In September, Saudi Arabian Oil Minister Ali Al Naimi said he favoured tighter oil market regulation to curb speculation and reduce price volatility.

“Opec has long bemoaned the fluctuation of oil prices and speculator influence but it has largely fallen on deaf ears,” Larry said.

“If we subtracted the net length of speculators on any given day, the drop would be worth at least $20 (per barrel of crude).” The switch to the Argus sour crude index also allows the Saudis to insulate themselves from the gyrations in US oil futures caused by trading tactics that reflect dollar movements, analysts said.  “By switching...they are trying to maintain a neutral stance with the US dollar and keep value for their imports,” Larry said.

The weak dollar has been a major reason for oil’s rally of more than 50 per cent so far in 2009.

Quality Differences

The problem with using a WTI linked price is that the oil is for delivery into a land locked storage terminal at Cushing, Oklahoma.

The crude stored at this facility is light and sweet — meaning it has lower sulphur content and is highly suitable for refining into gasoline — while Saudi Arabia exports mostly medium-sour crudes into the United States.

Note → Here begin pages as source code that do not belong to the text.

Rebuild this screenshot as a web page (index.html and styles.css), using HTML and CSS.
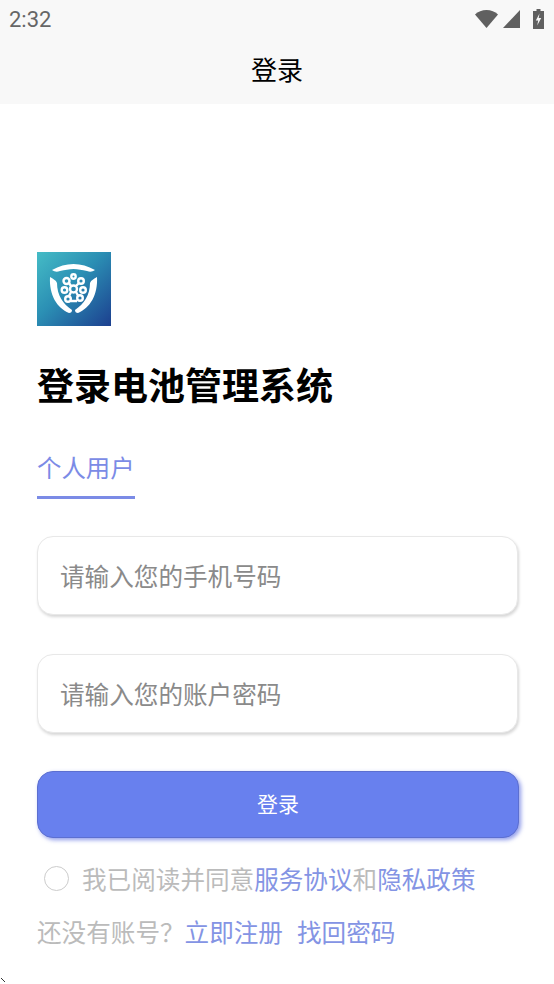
FILE: index.html
```html
<!DOCTYPE html>
<html lang="zh-CN">
  <head>
    <meta charset="UTF-8" />
    <meta name="viewport" content="width=device-width, initial-scale=1.0" />
    <title>登录</title>
    <link rel="stylesheet" href="styles.css">
  </head>
  <body>
    <div class="top">
      <div class="status">
        <span class="time">2:32</span>
        <div class="status-icons">
          <svg class="wifi" width="23" height="18" viewBox="0 0 23 18"><path d="M0 4.500C3 1.700 7 0 11.500 0S20 1.700 23 4.500L11.500 18z" fill="#606060"/></svg>
          <svg class="signal" width="17" height="18" viewBox="0 0 17 18"><path d="M17 0v18H0z" fill="#606060"/></svg>
          <svg width="11" height="20" viewBox="0 0 11 20"><path d="M3.500 0h4v2H11v18H0V2h3.500z" fill="#606060"/><path d="M6.500 4.500 2.800 11.500h2.400l-1 5 4-7.500H5.700z" fill="#f8f8f8"/></svg>
        </div>
      </div>
      <div class="nav">登录</div>
    </div>

    <div class="main">
      <svg class="logo" width="74" height="74" viewBox="0 0 74 74">
        <defs>
          <linearGradient id="logoBg" x1="0" y1="0" x2="1" y2="1">
            <stop offset="0" stop-color="#45bcc6" />
            <stop offset="0.45" stop-color="#2b8fb4" />
            <stop offset="1" stop-color="#1c3f8f" />
          </linearGradient>
        </defs>
        <rect width="74" height="74" fill="url(#logoBg)" />
        <path d="M15 18C22 14 29 12 36.500 12S51 14 58 18C55 20 53 20 50 19C45 18 41 17 36.500 17S28 18 23 19C20 20 18 20 15 18z" fill="#fff" />
        <path d="M13 25C16 27 19 28 20 31C20 43 26 52 35 58C35 60 34 61 32 61C20 56 12 43 13 25z" fill="#fff" />
        <path d="M60 25C57 27 54 28 53 31C53 43 47 52 38 58C38 60 39 61 41 61C53 56 61 43 60 25z" fill="#fff" />
        <g fill="none" stroke="#fff" stroke-width="2.400">
          <circle cx="36.500" cy="24.500" r="2.200" />
          <circle cx="29.500" cy="29" r="3" />
          <circle cx="44" cy="29" r="2.800" />
          <circle cx="27.500" cy="38" r="2.800" />
          <circle cx="46" cy="38" r="2.800" />
          <circle cx="36.500" cy="37" r="3.500" />
          <circle cx="31" cy="47" r="2.800" />
          <circle cx="43" cy="46" r="2.800" />
          <path d="M34 40l-2 4M39 40l2 3.500M34 34l-2-3M39 34l3-3M34 49h6" />
        </g>
      </svg>
      <h1 class="title">登录电池管理系统</h1>
      <div class="tabs"><span class="tab">个人用户</span></div>
      <div class="field">请输入您的手机号码</div>
      <div class="field">请输入您的账户密码</div>
      <div class="button">登录</div>
      <div class="agree">
        <span class="check"></span>
        <span>我已阅读并同意<a class="link">服务协议</a>和<a class="link">隐私政策</a></span>
      </div>
      <div class="more">还没有账号？<a class="link">立即注册</a><a class="link">找回密码</a></div>
    </div>
    <svg class="corner" width="7" height="7" viewBox="0 0 7 7"><path d="M1 1l4 4" stroke="#333" stroke-width="1"/></svg>
  </body>
</html>
```

FILE: styles.css
```css
* {
  margin: 0;
  padding: 0;
  box-sizing: border-box;
}
body {
  position: relative;
  height: 984px;
  overflow: hidden;
  color: #000;
  background: #fff;
  font-family: "Noto Sans CJK SC", "Liberation Sans", sans-serif;
}
.top {
  height: 104px;
  background: #f8f8f8;
}
.status {
  display: flex;
  justify-content: space-between;
  align-items: center;
  height: 38px;
  padding: 0 10px 0 9px;
}
.time {
  font-family: Roboto, sans-serif;
  font-size: 22px;
  color: #666;
}
.status-icons {
  display: flex;
  align-items: center;
  gap: 13px;
}
.wifi {
  margin-right: -8px;
}
.nav {
  height: 64px;
  line-height: 62px;
  text-align: center;
  font-size: 26px;
}
.main {
  display: flex;
  flex-direction: column;
  padding: 148px 35px 0 37px;
}
.logo {
  display: block;
}
.title {
  margin-top: 31px;
  font-size: 37px;
  line-height: 54px;
  font-weight: 700;
}
.tabs {
  display: flex;
  margin-top: 38px;
}
.tab {
  width: 98px;
  height: 50px;
  line-height: 35px;
  white-space: nowrap;
  font-size: 24.400px;
  color: #7b8be6;
  border-bottom: solid 3px #7b8be6;
}
.field {
  height: 79px;
  line-height: 76px;
  margin: 37px 1px 0 0;
  padding-left: 22px;
  font-size: 24.600px;
  color: #8a8a8a;
  background: #fff;
  border: solid 1px #e8e8e8;
  border-radius: 16px;
  box-shadow: 1px 2px 3px rgba(0, 0, 0, 0.16);
}
.field + .field {
  margin-top: 39px;
}
.button {
  height: 67px;
  line-height: 63px;
  margin-top: 38px;
  text-align: center;
  font-size: 21px;
  color: #fff;
  background: #6880ee;
  border: solid 1px #5c6fd0;
  border-radius: 16px;
  box-shadow: 2px 2px 4px rgba(72, 92, 220, 0.6);
}
.agree {
  display: flex;
  align-items: center;
  gap: 13px;
  margin-top: 22px;
  padding-left: 7px;
  font-size: 24.600px;
  line-height: 36px;
  color: #bbb;
}
.check {
  width: 25px;
  height: 25px;
  border: solid 1px #ccc;
  border-radius: 50%;
}
.link {
  color: #8494e4;
}
.more {
  margin-top: 17px;
  font-size: 24.600px;
  line-height: 36px;
  color: #bbb;
}
.more .link + .link {
  margin-left: 14px;
}
.corner {
  position: absolute;
  left: 0;
  bottom: 0;
}
```
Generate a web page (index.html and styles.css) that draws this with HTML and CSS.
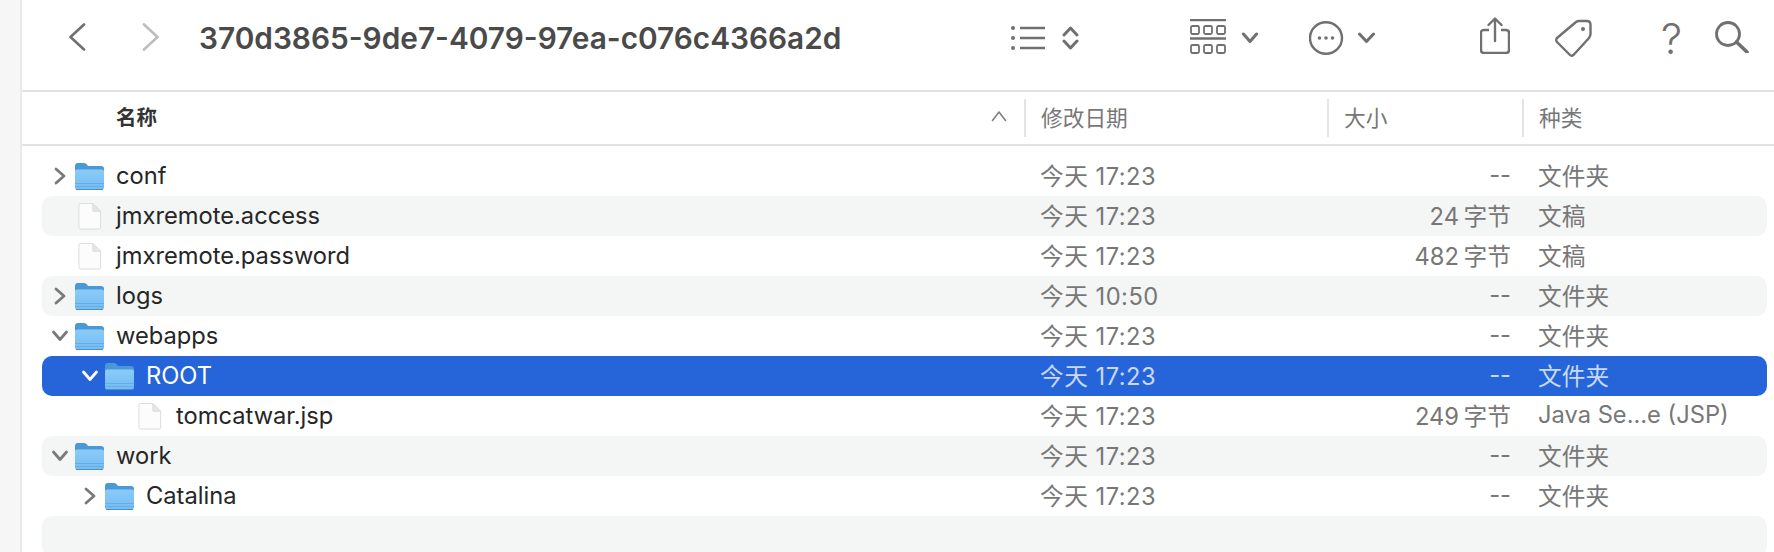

“The variation in the specifications of the crudes is already a big disconnect, but we have all gone along with it because we want to make money, not rock the boat,” said a senior crude trader.

“But when you start to lose money, or find it increasingly more difficult to make it or call value on actual physical oil then you start looking for alternatives.” WTI was initially used as a marker for the domestic market in the United States where refiners paid a premium for crudes which offered a higher yield of products like heating oil and gasoline. Now this contract has become a global pricing marker, although sour crude output far outweighs light sweet crude supply.

“The pricing of Saudi Arabia’s crude exports to the United States has long had to deal with the interrelated difficulties of pricing a medium sour slate against a light sweet marker,” said PFC Energy in a report published on Wednesday. “Storage issues at Cushing — and the lack of transport outlets to the US Gulf Coast — have seen episodes of divergence in pricing trends between the US marker and Gulf Coast produced crudes.”

US sour crude still uses WTI as a price reference. Argus says that its sour index “responds quickly to global market dynamics” if the US marker becomes disclocated from world crude prices.

Others to Switch?

Analysts said it was still to early to judge how other Middle East sour crude producers would react to Saudi Arabia’s decision to switch price markers.

“WTI has long been regarded as a flawed benchmark — but it’s still the most liquid contract there is,” said Olivier Jakob of Petromatrix.

“It would be nice to have an alternative but we are not there yet.”

Liquidity could influence other regional sour crude producers to make the switch.“Knowing the financial markets, I think that if there is even a slight hint of liquidity in the WTI contract fading, the Argus index could have a paper contract on the CME/NYMEX soon,” Larry said. “If there is enough support from the Saudis for the contract others will follow out of necessity and liquidity.”